The strike price you choose on a covered call is the single most important decision you make when entering the trade. Get it right and you collect solid income while keeping room to profit. Get it wrong and you either earn barely anything or cap yourself out of a great move.
The Three Zones
At-the-money (ATM) — Sell the strike closest to the current stock price. You collect the most premium, but any upside is immediately capped. Best in flat or slightly bearish environments when you want maximum income and don't mind giving up appreciation.
Out-of-the-money (OTM) — Sell a strike 5–10% above current price. Less premium, but you participate in some upside before getting capped. This is the sweet spot for most income investors — you still collect meaningful premium while giving the stock breathing room.
Deep OTM — Sell a strike 15–20%+ above price. Very little premium. You'll barely notice the income. Only makes sense if you're extremely bullish and mostly want a small "rent check" on shares you'd never sell anyway.
What Else Affects Strike Selection
- Implied volatility: When IV is high, OTM strikes pay more. You can go further out-of-the-money and still collect good premium.

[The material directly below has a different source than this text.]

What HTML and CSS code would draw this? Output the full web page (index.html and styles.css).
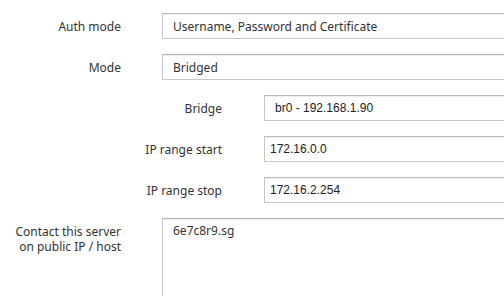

- Your outlook: Bullish on the stock? Go further OTM. Neutral or mildly bearish? Move closer to ATM for more income now.
- Ex-dividend date: If ex-div is within the option's life, avoid deep ITM strikes — early assignment risk goes up significantly.
- Upcoming earnings: Don't sell calls through earnings unless you want to be surprised. Let earnings pass, then sell.
The Simple Rule
Pick a strike you'd be comfortable selling the shares at. If AAPL is at $195 and you'd be happy selling at $210, sell the $210 call. If getting called away at that price would bother you, go higher — or don't sell the call at all that month.